----- Source excerpt -----

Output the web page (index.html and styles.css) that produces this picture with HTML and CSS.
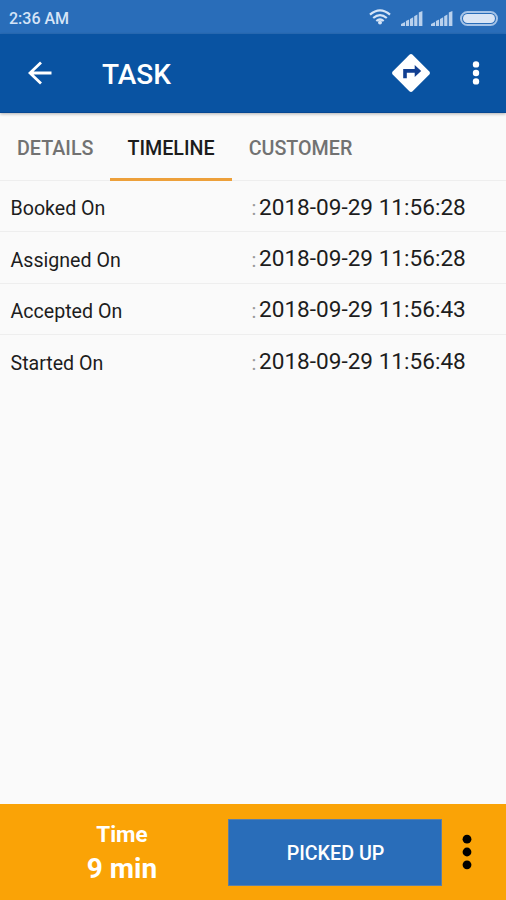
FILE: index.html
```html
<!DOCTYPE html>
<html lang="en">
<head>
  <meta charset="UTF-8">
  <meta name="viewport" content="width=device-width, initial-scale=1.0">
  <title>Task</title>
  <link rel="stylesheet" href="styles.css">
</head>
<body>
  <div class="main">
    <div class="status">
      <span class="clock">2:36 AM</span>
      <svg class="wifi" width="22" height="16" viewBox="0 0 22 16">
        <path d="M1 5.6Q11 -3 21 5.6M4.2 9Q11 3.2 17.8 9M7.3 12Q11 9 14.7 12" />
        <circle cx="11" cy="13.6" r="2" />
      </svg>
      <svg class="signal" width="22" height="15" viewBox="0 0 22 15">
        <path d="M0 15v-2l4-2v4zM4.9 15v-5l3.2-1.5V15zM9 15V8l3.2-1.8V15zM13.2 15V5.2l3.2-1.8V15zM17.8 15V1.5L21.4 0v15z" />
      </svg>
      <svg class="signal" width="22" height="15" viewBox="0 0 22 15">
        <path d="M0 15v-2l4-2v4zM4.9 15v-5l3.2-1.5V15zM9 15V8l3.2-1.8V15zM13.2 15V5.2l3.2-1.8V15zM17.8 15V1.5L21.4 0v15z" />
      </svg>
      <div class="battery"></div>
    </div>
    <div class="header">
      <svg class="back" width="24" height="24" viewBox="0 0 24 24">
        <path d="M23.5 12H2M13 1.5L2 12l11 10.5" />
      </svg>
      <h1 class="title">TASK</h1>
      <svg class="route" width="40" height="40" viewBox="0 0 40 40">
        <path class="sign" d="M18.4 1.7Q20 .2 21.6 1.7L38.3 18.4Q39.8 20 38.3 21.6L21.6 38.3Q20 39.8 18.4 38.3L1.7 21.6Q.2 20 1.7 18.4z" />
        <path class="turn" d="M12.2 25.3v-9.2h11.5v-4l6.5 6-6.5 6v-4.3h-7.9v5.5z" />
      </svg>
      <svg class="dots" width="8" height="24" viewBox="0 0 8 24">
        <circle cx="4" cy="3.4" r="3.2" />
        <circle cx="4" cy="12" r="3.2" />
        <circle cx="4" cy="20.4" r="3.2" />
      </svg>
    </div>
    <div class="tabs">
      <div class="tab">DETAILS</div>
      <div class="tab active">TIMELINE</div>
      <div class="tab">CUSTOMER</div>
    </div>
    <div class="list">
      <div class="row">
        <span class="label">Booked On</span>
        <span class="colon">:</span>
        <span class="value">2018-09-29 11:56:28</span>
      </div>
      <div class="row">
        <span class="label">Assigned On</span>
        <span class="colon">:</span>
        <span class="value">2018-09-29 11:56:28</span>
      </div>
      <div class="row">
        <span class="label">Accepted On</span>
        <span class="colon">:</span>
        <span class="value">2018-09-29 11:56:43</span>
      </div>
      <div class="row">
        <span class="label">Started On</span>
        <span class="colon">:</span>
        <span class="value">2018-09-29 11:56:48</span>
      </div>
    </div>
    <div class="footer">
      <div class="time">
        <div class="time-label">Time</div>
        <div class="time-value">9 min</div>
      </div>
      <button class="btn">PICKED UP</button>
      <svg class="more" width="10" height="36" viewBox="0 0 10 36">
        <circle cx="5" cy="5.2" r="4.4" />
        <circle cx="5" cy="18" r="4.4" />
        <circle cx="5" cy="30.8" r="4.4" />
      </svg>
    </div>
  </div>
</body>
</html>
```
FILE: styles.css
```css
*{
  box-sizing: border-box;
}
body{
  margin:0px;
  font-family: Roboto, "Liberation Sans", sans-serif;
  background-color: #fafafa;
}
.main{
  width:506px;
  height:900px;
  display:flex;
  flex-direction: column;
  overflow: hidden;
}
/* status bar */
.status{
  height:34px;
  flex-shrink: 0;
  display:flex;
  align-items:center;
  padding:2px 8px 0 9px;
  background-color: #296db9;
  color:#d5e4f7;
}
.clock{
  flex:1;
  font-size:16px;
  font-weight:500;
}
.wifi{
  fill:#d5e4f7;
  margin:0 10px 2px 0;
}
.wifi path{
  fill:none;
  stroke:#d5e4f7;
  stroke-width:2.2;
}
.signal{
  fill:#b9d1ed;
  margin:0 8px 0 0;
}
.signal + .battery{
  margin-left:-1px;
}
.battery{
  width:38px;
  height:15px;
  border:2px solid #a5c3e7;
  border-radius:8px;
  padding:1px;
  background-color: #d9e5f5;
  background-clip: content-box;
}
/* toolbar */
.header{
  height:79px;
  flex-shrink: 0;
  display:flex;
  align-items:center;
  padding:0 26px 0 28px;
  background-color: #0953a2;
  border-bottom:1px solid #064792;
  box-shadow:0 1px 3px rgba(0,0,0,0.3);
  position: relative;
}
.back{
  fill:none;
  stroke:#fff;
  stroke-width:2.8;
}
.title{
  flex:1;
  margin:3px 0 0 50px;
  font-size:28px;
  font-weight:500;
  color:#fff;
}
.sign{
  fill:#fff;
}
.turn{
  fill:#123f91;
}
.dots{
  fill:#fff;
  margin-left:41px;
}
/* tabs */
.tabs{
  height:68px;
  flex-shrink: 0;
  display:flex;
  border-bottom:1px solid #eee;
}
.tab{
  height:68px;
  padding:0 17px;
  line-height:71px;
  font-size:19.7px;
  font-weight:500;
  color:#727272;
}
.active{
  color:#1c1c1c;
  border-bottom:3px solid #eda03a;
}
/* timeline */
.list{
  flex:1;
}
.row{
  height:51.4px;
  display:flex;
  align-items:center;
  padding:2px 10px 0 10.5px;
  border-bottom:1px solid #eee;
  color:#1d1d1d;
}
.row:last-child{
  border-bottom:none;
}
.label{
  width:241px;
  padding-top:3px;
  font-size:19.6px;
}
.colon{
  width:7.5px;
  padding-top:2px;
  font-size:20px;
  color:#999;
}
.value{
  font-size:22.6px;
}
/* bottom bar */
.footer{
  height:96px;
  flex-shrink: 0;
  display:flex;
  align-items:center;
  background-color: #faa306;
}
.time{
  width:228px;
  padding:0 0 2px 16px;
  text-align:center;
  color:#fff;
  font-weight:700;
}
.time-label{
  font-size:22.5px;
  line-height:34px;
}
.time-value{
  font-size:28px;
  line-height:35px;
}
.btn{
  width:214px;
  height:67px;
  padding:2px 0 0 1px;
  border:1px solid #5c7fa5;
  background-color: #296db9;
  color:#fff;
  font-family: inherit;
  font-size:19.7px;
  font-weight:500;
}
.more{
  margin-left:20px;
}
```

-----

> _Requirement_: Your copy of the data should match it exactly, except that pictures are left out.

> _Full answer_:
Output the web page (index.html and styles.css) that produces this picture with HTML and CSS.
FILE: index.html
```html
<!DOCTYPE html>
<html lang="en">
<head>
  <meta charset="UTF-8">
  <meta name="viewport" content="width=device-width, initial-scale=1.0">
  <title>Task</title>
  <link rel="stylesheet" href="styles.css">
</head>
<body>
  <div class="main">
    <div class="status">
      <span class="clock">2:36 AM</span>
      <svg class="wifi" width="22" height="16" viewBox="0 0 22 16">
        <path d="M1 5.6Q11 -3 21 5.6M4.2 9Q11 3.2 17.8 9M7.3 12Q11 9 14.7 12" />
        <circle cx="11" cy="13.6" r="2" />
      </svg>
      <svg class="signal" width="22" height="15" viewBox="0 0 22 15">
        <path d="M0 15v-2l4-2v4zM4.9 15v-5l3.2-1.5V15zM9 15V8l3.2-1.8V15zM13.2 15V5.2l3.2-1.8V15zM17.8 15V1.5L21.4 0v15z" />
      </svg>
      <svg class="signal" width="22" height="15" viewBox="0 0 22 15">
        <path d="M0 15v-2l4-2v4zM4.9 15v-5l3.2-1.5V15zM9 15V8l3.2-1.8V15zM13.2 15V5.2l3.2-1.8V15zM17.8 15V1.5L21.4 0v15z" />
      </svg>
      <div class="battery"></div>
    </div>
    <div class="header">
      <svg class="back" width="24" height="24" viewBox="0 0 24 24">
        <path d="M23.5 12H2M13 1.5L2 12l11 10.5" />
      </svg>
      <h1 class="title">TASK</h1>
      <svg class="route" width="40" height="40" viewBox="0 0 40 40">
        <path class="sign" d="M18.4 1.7Q20 .2 21.6 1.7L38.3 18.4Q39.8 20 38.3 21.6L21.6 38.3Q20 39.8 18.4 38.3L1.7 21.6Q.2 20 1.7 18.4z" />
        <path class="turn" d="M12.2 25.3v-9.2h11.5v-4l6.5 6-6.5 6v-4.3h-7.9v5.5z" />
      </svg>
      <svg class="dots" width="8" height="24" viewBox="0 0 8 24">
        <circle cx="4" cy="3.4" r="3.2" />
        <circle cx="4" cy="12" r="3.2" />
        <circle cx="4" cy="20.4" r="3.2" />
      </svg>
    </div>
    <div class="tabs">
      <div class="tab">DETAILS</div>
      <div class="tab active">TIMELINE</div>
      <div class="tab">CUSTOMER</div>
    </div>
    <div class="list">
      <div class="row">
        <span class="label">Booked On</span>
        <span class="colon">:</span>
        <span class="value">2018-09-29 11:56:28</span>
      </div>
      <div class="row">
        <span class="label">Assigned On</span>
        <span class="colon">:</span>
        <span class="value">2018-09-29 11:56:28</span>
      </div>
      <div class="row">
        <span class="label">Accepted On</span>
        <span class="colon">:</span>
        <span class="value">2018-09-29 11:56:43</span>
      </div>
      <div class="row">
        <span class="label">Started On</span>
        <span class="colon">:</span>
        <span class="value">2018-09-29 11:56:48</span>
      </div>
    </div>
    <div class="footer">
      <div class="time">
        <div class="time-label">Time</div>
        <div class="time-value">9 min</div>
      </div>
      <button class="btn">PICKED UP</button>
      <svg class="more" width="10" height="36" viewBox="0 0 10 36">
        <circle cx="5" cy="5.2" r="4.4" />
        <circle cx="5" cy="18" r="4.4" />
        <circle cx="5" cy="30.8" r="4.4" />
      </svg>
    </div>
  </div>
</body>
</html>
```
FILE: styles.css
```css
*{
  box-sizing: border-box;
}
body{
  margin:0px;
  font-family: Roboto, "Liberation Sans", sans-serif;
  background-color: #fafafa;
}
.main{
  width:506px;
  height:900px;
  display:flex;
  flex-direction: column;
  overflow: hidden;
}
/* status bar */
.status{
  height:34px;
  flex-shrink: 0;
  display:flex;
  align-items:center;
  padding:2px 8px 0 9px;
  background-color: #296db9;
  color:#d5e4f7;
}
.clock{
  flex:1;
  font-size:16px;
  font-weight:500;
}
.wifi{
  fill:#d5e4f7;
  margin:0 10px 2px 0;
}
.wifi path{
  fill:none;
  stroke:#d5e4f7;
  stroke-width:2.2;
}
.signal{
  fill:#b9d1ed;
  margin:0 8px 0 0;
}
.signal + .battery{
  margin-left:-1px;
}
.battery{
  width:38px;
  height:15px;
  border:2px solid #a5c3e7;
  border-radius:8px;
  padding:1px;
  background-color: #d9e5f5;
  background-clip: content-box;
}
/* toolbar */
.header{
  height:79px;
  flex-shrink: 0;
  display:flex;
  align-items:center;
  padding:0 26px 0 28px;
  background-color: #0953a2;
  border-bottom:1px solid #064792;
  box-shadow:0 1px 3px rgba(0,0,0,0.3);
  position: relative;
}
.back{
  fill:none;
  stroke:#fff;
  stroke-width:2.8;
}
.title{
  flex:1;
  margin:3px 0 0 50px;
  font-size:28px;
  font-weight:500;
  color:#fff;
}
.sign{
  fill:#fff;
}
.turn{
  fill:#123f91;
}
.dots{
  fill:#fff;
  margin-left:41px;
}
/* tabs */
.tabs{
  height:68px;
  flex-shrink: 0;
  display:flex;
  border-bottom:1px solid #eee;
}
.tab{
  height:68px;
  padding:0 17px;
  line-height:71px;
  font-size:19.7px;
  font-weight:500;
  color:#727272;
}
.active{
  color:#1c1c1c;
  border-bottom:3px solid #eda03a;
}
/* timeline */
.list{
  flex:1;
}
.row{
  height:51.4px;
  display:flex;
  align-items:center;
  padding:2px 10px 0 10.5px;
  border-bottom:1px solid #eee;
  color:#1d1d1d;
}
.row:last-child{
  border-bottom:none;
}
.label{
  width:241px;
  padding-top:3px;
  font-size:19.6px;
}
.colon{
  width:7.5px;
  padding-top:2px;
  font-size:20px;
  color:#999;
}
.value{
  font-size:22.6px;
}
/* bottom bar */
.footer{
  height:96px;
  flex-shrink: 0;
  display:flex;
  align-items:center;
  background-color: #faa306;
}
.time{
  width:228px;
  padding:0 0 2px 16px;
  text-align:center;
  color:#fff;
  font-weight:700;
}
.time-label{
  font-size:22.5px;
  line-height:34px;
}
.time-value{
  font-size:28px;
  line-height:35px;
}
.btn{
  width:214px;
  height:67px;
  padding:2px 0 0 1px;
  border:1px solid #5c7fa5;
  background-color: #296db9;
  color:#fff;
  font-family: inherit;
  font-size:19.7px;
  font-weight:500;
}
.more{
  margin-left:20px;
}
```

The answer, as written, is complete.